WHAT YOU HAVE TO DO: Each line from the top of the listing through the one holding "border border-[#c5c5c5] bg-linear-to-b" should be restated word for word, with nothing added and no pictures.
━━━━━━━━━━
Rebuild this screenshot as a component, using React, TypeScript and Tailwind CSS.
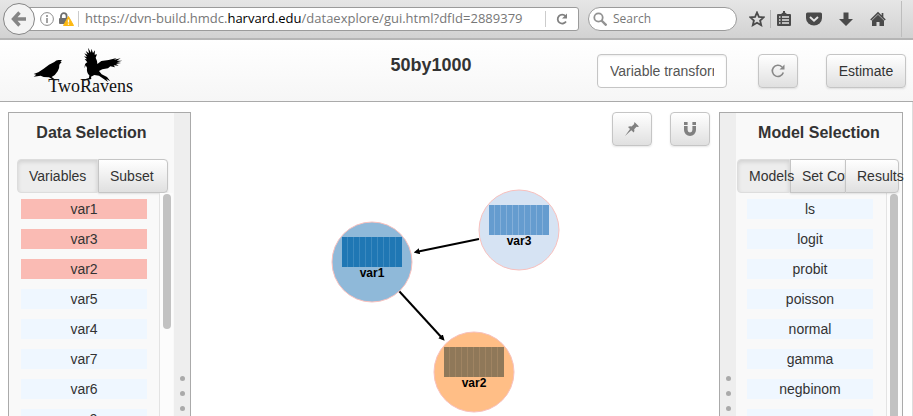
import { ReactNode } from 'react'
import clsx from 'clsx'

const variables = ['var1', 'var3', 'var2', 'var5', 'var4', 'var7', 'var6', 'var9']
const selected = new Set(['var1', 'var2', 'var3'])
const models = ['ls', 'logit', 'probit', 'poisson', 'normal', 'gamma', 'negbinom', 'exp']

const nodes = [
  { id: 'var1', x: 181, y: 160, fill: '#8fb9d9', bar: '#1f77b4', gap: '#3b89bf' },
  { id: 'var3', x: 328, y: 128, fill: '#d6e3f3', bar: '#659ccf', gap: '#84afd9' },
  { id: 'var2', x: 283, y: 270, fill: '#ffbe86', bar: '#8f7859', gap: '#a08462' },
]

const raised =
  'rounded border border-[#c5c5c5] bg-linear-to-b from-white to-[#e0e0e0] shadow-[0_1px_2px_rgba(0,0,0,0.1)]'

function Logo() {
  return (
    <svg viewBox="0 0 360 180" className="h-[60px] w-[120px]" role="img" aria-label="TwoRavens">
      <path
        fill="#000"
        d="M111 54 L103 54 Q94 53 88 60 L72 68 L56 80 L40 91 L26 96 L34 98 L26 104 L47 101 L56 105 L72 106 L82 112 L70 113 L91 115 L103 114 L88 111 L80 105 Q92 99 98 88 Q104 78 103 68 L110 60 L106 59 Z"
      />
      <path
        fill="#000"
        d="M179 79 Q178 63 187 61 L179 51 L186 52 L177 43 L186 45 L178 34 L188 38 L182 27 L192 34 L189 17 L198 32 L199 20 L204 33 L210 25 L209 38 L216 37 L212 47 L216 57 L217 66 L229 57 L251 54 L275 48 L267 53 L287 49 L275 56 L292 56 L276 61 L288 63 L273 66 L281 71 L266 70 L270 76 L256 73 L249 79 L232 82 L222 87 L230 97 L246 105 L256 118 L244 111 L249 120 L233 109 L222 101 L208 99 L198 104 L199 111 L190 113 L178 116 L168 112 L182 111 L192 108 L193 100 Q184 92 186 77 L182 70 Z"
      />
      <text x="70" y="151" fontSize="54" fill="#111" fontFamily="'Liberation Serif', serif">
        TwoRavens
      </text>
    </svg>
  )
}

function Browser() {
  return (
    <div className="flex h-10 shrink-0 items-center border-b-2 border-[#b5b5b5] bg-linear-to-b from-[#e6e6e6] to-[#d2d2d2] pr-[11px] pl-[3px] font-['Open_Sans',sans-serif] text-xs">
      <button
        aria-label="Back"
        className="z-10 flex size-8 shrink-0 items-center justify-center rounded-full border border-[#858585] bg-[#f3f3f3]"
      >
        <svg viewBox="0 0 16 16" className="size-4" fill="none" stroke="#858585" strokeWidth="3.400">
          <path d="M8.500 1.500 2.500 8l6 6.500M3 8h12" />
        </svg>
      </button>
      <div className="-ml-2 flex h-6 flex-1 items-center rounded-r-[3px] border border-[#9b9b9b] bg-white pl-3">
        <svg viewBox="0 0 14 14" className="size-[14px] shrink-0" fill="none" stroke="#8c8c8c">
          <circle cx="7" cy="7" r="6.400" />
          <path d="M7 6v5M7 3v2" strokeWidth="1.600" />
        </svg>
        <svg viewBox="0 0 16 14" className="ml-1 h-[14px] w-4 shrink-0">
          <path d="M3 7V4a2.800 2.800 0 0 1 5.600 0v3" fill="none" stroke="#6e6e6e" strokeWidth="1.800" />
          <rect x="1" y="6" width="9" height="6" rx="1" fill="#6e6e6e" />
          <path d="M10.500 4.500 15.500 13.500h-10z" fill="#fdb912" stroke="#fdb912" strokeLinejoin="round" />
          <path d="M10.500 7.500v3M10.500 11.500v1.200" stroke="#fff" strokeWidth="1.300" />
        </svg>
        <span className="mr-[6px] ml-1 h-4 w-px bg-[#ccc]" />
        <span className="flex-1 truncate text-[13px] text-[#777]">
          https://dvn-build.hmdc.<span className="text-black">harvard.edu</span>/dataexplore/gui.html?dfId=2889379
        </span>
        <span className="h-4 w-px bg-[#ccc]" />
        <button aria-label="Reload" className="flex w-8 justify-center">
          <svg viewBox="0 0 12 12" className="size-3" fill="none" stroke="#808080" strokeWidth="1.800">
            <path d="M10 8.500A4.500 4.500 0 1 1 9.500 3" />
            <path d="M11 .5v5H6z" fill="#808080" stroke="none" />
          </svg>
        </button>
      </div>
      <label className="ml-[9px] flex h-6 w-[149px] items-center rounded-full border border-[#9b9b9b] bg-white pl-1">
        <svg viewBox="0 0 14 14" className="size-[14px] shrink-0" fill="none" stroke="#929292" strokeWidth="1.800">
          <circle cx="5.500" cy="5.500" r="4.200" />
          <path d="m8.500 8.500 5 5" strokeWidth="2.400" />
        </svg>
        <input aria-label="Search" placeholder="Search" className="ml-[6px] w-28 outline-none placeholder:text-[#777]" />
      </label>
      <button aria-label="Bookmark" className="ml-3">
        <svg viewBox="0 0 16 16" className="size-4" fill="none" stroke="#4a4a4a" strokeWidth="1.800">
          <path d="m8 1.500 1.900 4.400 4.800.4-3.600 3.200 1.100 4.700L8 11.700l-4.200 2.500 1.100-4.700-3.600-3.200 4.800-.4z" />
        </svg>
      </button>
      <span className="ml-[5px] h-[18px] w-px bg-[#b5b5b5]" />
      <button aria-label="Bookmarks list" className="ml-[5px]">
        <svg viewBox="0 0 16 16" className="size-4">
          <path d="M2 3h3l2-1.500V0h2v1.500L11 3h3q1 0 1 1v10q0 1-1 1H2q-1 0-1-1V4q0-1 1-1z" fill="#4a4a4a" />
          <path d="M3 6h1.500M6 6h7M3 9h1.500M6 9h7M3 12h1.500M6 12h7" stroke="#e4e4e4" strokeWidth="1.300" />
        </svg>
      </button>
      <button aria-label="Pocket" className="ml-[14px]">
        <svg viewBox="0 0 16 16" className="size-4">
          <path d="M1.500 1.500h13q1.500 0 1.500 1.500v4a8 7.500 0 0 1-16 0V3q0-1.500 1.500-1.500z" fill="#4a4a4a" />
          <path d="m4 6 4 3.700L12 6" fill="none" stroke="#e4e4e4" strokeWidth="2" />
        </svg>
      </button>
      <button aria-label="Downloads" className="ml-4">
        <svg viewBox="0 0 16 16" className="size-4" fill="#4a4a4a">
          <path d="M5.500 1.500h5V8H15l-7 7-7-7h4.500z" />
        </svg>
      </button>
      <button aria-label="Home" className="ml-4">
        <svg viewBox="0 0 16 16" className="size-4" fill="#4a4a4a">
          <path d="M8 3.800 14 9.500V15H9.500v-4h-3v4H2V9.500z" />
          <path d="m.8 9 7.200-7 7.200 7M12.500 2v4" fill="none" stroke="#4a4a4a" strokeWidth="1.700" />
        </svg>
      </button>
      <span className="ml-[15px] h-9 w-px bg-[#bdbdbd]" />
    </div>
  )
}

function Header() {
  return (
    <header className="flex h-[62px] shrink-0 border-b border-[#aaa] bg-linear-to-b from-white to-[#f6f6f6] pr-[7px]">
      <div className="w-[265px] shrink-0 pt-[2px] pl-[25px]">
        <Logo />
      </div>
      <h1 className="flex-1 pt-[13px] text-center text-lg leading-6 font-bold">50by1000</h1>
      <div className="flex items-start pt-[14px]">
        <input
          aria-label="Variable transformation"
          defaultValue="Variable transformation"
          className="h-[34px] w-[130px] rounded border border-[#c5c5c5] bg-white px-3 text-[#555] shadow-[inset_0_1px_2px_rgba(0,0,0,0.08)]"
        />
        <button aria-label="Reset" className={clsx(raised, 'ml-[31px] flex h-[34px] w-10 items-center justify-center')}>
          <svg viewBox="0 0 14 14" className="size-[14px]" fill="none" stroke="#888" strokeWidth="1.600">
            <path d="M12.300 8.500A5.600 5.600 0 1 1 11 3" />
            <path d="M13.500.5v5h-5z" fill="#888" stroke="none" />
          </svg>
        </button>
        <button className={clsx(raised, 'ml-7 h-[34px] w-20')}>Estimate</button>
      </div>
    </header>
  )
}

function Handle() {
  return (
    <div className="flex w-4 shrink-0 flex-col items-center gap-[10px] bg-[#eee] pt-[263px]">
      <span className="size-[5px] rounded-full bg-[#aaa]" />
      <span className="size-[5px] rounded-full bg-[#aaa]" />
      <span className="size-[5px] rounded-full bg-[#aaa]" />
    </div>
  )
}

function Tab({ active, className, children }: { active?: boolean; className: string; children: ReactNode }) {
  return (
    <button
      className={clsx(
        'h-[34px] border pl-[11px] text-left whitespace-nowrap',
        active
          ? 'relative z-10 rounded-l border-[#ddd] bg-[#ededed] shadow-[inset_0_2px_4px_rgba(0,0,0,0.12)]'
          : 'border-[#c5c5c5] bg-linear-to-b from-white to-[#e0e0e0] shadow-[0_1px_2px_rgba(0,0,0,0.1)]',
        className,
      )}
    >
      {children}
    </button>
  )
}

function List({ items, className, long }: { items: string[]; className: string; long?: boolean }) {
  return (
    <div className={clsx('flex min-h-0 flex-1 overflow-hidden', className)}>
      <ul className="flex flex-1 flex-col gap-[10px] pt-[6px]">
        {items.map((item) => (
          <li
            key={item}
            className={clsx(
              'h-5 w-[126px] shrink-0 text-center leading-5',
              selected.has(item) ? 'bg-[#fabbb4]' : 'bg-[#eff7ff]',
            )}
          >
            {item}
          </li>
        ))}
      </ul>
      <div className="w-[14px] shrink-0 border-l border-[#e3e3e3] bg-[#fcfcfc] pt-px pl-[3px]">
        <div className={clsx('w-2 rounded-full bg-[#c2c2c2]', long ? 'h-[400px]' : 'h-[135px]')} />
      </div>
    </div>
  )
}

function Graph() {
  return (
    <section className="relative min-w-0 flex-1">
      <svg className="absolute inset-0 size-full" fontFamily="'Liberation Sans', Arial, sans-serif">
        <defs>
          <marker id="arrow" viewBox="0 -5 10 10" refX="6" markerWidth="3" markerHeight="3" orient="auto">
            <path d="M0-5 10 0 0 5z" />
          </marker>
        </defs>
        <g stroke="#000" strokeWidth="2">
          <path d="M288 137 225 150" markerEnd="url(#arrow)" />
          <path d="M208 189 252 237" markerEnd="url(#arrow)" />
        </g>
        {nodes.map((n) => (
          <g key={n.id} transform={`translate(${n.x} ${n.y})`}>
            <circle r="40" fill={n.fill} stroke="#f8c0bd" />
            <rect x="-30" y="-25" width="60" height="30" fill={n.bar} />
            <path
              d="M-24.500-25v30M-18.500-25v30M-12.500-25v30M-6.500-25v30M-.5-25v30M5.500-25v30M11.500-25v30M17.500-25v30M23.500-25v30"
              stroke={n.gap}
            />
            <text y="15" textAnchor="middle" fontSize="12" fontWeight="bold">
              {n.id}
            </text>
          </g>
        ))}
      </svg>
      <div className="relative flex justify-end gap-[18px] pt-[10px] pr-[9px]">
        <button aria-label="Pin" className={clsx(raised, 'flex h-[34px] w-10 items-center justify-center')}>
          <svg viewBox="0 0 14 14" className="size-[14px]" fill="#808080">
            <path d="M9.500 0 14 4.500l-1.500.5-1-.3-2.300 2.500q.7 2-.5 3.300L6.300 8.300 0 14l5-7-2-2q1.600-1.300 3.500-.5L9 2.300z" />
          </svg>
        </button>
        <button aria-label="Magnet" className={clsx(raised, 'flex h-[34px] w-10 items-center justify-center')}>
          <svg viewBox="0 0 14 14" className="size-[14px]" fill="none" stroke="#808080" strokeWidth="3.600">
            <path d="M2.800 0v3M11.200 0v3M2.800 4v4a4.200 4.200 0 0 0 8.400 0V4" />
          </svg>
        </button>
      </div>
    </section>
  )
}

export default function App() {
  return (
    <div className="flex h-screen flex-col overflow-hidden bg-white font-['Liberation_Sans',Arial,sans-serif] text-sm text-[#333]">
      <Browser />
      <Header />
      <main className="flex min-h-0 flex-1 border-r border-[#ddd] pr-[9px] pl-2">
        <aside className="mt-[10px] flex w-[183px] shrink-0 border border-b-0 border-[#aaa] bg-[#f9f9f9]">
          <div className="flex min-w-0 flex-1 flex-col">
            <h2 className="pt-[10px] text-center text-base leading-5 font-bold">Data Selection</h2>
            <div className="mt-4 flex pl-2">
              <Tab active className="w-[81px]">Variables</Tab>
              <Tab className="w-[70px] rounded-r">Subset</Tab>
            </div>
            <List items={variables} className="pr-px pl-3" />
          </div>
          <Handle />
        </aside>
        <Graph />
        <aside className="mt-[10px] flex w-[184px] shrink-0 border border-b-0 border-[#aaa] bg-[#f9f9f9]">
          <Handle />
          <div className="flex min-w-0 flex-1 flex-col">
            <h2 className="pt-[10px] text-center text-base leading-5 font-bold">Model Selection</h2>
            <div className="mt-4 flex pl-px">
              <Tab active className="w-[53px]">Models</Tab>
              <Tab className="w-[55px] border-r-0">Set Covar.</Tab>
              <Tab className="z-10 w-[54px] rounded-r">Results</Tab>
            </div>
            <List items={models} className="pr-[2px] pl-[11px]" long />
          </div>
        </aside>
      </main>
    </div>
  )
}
━━━━━━━━━━
FULL OUTPUT:
Rebuild this screenshot as a component, using React, TypeScript and Tailwind CSS.
import { ReactNode } from 'react'
import clsx from 'clsx'

const variables = ['var1', 'var3', 'var2', 'var5', 'var4', 'var7', 'var6', 'var9']
const selected = new Set(['var1', 'var2', 'var3'])
const models = ['ls', 'logit', 'probit', 'poisson', 'normal', 'gamma', 'negbinom', 'exp']

const nodes = [
  { id: 'var1', x: 181, y: 160, fill: '#8fb9d9', bar: '#1f77b4', gap: '#3b89bf' },
  { id: 'var3', x: 328, y: 128, fill: '#d6e3f3', bar: '#659ccf', gap: '#84afd9' },
  { id: 'var2', x: 283, y: 270, fill: '#ffbe86', bar: '#8f7859', gap: '#a08462' },
]

const raised =
  'rounded border border-[#c5c5c5] bg-linear-to-b from-white to-[#e0e0e0] shadow-[0_1px_2px_rgba(0,0,0,0.1)]'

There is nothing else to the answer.